From International Standards of Practice for Performing a General Home Inspection - InterNACHI http://www.nachi.org/sop.htm#ixzz2mXg8Vhm4

I think the key is stating what actually is and not presenting an opinion. That is what gets you in trouble. Stick to the facts of what the home is presenting, research what is confusing and call for professional opinions on areas where certification trumps yours such as HVAC/plumbing, gas, electrical. In Vermont, builders are not required to be certified. Throw on a tool belt, and you are a contractor. Rare, that I would ever call one in. If I do, it will only be the best I know that do it right and by the book. I will tell you though, all builders tend to be Monday morning Quarterbacks when they come in after a home inspector. Most have experience only (which does mean a lot to me) and can’t qualify why they think something is wrong or for how long it might of been. Instead you get, “thats been like that a long time” “The inspector shoulda known that” General statements scare people. I push them to be precise and qualify their findings…then tell them to shut up.

Correct Bob, we’re not talking about stuff outside the scope of work you’re being paid for. So telling your client they should hire a mold inspector to evaluate a mold problem because you don’t do mold inspections is perfectly reasonable IMHO.

I just personally almost never recommended evaluation by an outside contractor for anything I was already being paid to inspect and assess. That’s what the consumer paid me to do.

I’ll admit, financially, there is a potential “CYA” savings in regularly recommending that your client get a second opinion. I just believe, from a pure accounting standpoint, that those savings are offset many times by the loss of profits from the loss of repeat business that comes with having a local reputation of being an inspector who is unable or unwilling to make the calls without all that repetitive chicken-$h!t CYA language cluttering up every comment on every page of every report I generate.

I would reserve that CYA language for those rare instances when you really need it, like when you are totally dumbfounded (been there) about a system or a component or an installation or an application or whatever. Because in those instances, it’s really not CYA language, it’s good advice you’re giving your client… get someone else in here to look at this.

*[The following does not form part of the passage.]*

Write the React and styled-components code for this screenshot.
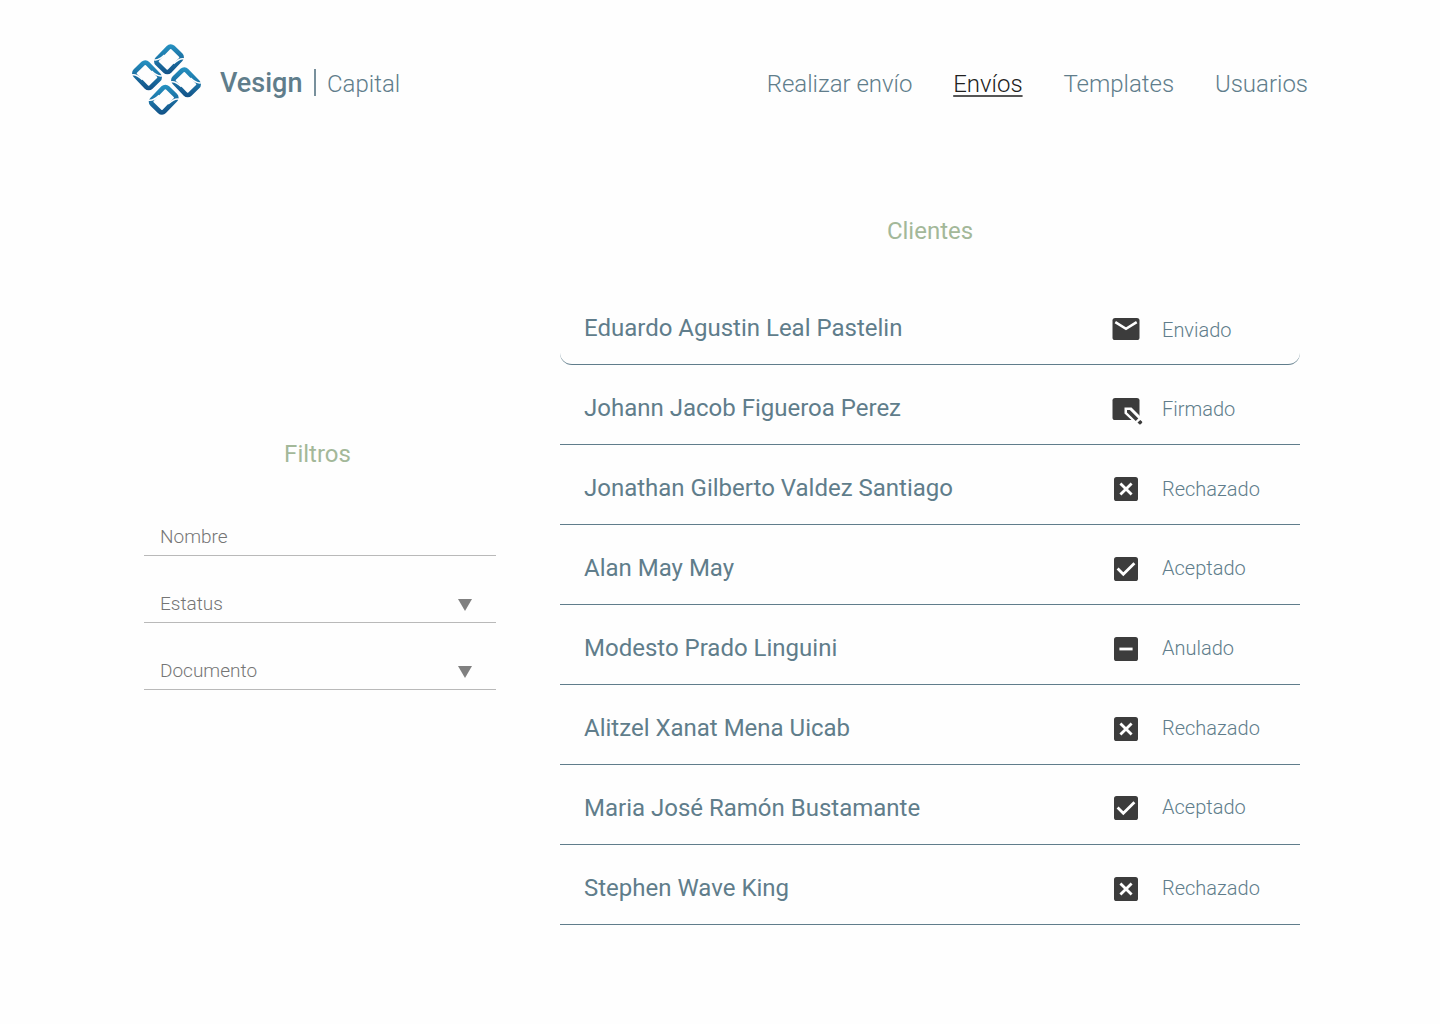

Nick, I wish it was that way here. Just got off the phone with Dan Bowers. Business is slow for CMI’s here in the Midwest. Personally, I only had 4 inspections the whole month of November. I have put out hundreds of CMI brochures in dozens of RE offices. I have sent out email blasts and marketed the new CMI safe home book via the CMI web site.

We have assumed that agents will not use CMI’s here in KC, because we write accurate, detailed reports, charge larger fees, and have more of a chance to fail a sale. So, RE’s here are using franchises, and $10 per hour inspectors, all to gain “happiness” and “revenue” from these out of state companies.

Nick, who would you hire? A $400 inspector, or a $149 non-alarmist?

My personal residence was recently inspected by a national franchise. The report was 2 and a half pages long. I sent you a copy of it. The inspector wore shorts and work boots. Drove an old PT cruiser. I bet he makes $15 per hour, sends the check to an out-of-state office, and the money flows back to many people.

Amer… quoted a price on a full duplex; 2 bedrooms, 2 baths, single garage, basement on both sides. $369 for the whole thing, including termite. I cannot compete with that.

The days of accurate, detailed reports will not get you business any longer.

Edit: I just now lost an inspection for Saturday that I had scheduled on Monday. Buyer said I was too high priced. After explaining why I am higher than most other inspectors, she said no thanks, and hung up the phone. Now I have upset a buyer, who will tell her agent, who will tell other agents… It is all backwards here.